More accurately, God wants us to be at a place where we will turn to Him and Him alone.

If we are honest with ourselves, life is extremely difficult, and filled with much more pain than we care to acknowledge. And we bring a good amount of it on ourselves. When Jesus began his earthly ministry, he started by sharing the Good News- “God’s reign is now! The time has finally come!” And then he said it- REPENT. 

Repent means to change your thinking, to redirect. And somehow that’s good news. Well, when we recognize we are on a trajectory for hell (or at least hell on earth), we finally are able to see the need to change. The Good News is that there is a better way, and it is God’s way. 

God is in control. God is King. Because He is our leader, God sent Jesus to conquer all our enemies- sin, death, and the devil. Jesus comes to us in the darkness of regret and shame and guilt. And as the light shines in our darkness, we see ourselves as we really are. We need to change. We need to repent and believe in the hope that comes only from Jesus. 

Do that today. Recognize your need to change. Recognize that you cannot rely on yourself. Admit that you can’t get out of this by your own power. Repent today, and believe in the Good News that Jesus saves! 

Prayer: Dear Jesus, You rescue us from the darkness. Proclaim Your saving grace to us, and help us to experience the freedom that comes from turning to You. In Your name we pray, AMEN.


Living With the Windows Open (Devotion 3)

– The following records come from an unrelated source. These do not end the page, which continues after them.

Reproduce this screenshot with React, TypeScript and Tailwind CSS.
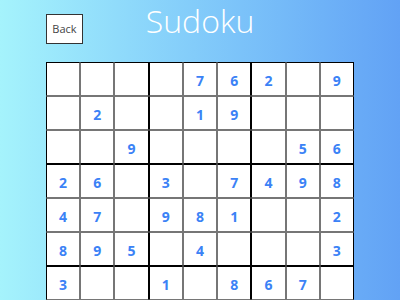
import React from "react";

const board: (number | null)[][] = [
  [null, null, null, null, 7, 6, 2, null, 9],
  [null, 2, null, null, 1, 9, null, null, null],
  [null, null, 9, null, null, null, null, 5, 6],
  [2, 6, null, 3, null, 7, 4, 9, 8],
  [4, 7, null, 9, 8, 1, null, null, 2],
  [8, 9, 5, null, 4, null, null, null, 3],
  [3, null, null, 1, null, 8, 6, 7, null],
  [null, null, null, null, null, null, null, null, null],
  [null, null, null, null, null, null, null, null, null],
];

function Cell({ r, c, v }: { r: number; c: number; v: number | null }) {
  const l = c % 3 === 0 ? "border-l-black" : "border-l-[#767676]";
  const rr = c % 3 === 2 ? "border-r-black" : "border-r-[#767676]";
  const t = r % 3 === 0 ? "border-t-black" : "border-t-[#767676]";
  const b = r % 3 === 2 ? "border-b-black" : "border-b-[#767676]";
  return (
    <div
      className={`h-[34px] border bg-white ${l} ${rr} ${t} ${b} flex items-center justify-center pt-[3px] text-[14px] font-bold text-[#3b82f6]`}
    >
      {v ?? ""}
    </div>
  );
}

export default function App() {
  return (
    <div className="h-screen overflow-hidden bg-linear-to-r from-[#a5f3fc] to-[#62a2f5] font-['Open_Sans',sans-serif]">
      <div className="mx-auto w-[308px]">
        <div className="grid h-[62px] grid-cols-[1fr_auto_1fr] items-start">
          <button className="mt-[14px] h-[30px] w-[37px] justify-self-start border border-[#333] bg-white text-[11px] text-[#444]">
            Back
          </button>
          <h1 className="text-[32px] font-light leading-[42px] text-white">Sudoku</h1>
          <div />
        </div>
        <div className="grid grid-cols-9">
          {board.map((row, r) =>
            row.map((v, c) => <Cell key={`${r}-${c}`} r={r} c={c} v={v} />)
          )}
        </div>
      </div>
    </div>
  );
}
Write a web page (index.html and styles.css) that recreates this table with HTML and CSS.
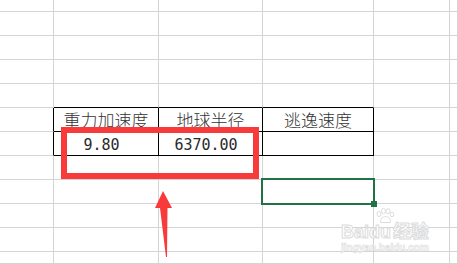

opened brown wooden window

“That you may be blameless and innocent, children of God without blemish in the midst of a crooked and twisted generation, among whom you shine as light in the world, holding fast to the word of life, so that in the day of Christ I may be proud that I did not run in vain or labor in vain.” Philippians 2:15-16

On Monday, I described the first evening when you left the three children alone in the house while you went on a short walk around the block. You came home, hearing them through the open windows. The hope was that they would be happy, washing and drying the dishes and even laughing with each other. Wouldn’t that be great?

Now let’s make it even better. Trust your children so much that you want to share the moment. Come up the walk with your friends. Listen to the kids talking and laughing and your friends are going to hear them also. Don’t hold your breath—just walk home knowing that you’re going to hear happy voices.

That’s Paul in our text. He wants the Philippians to be those children in faith, growing together and serving in such a way that he can be proud of them. Who would be Paul in your life? Who would say as Paul did, “Live in such a way that I may be proud.” I imagine your parents would certainly say that. Maybe your most loved teachers would say it. Your high school coach or that first boss who hired you and gave you a chance. All those and more would say, “Live so that I may be proud that I did not run in vain or labor in vain.” This is something we can hear and we then ask God for the strength and direction to live so that all these people have reason to rejoice. It’s all by God’s grace that we run this race of faith and by grace we have both his forgiveness and his power.

Our Heavenly Father, help us to so live together, share our lives and use our talents that those who have gone before us may be thankful for these turns in our lives. We pray in Jesus’ name, Amen.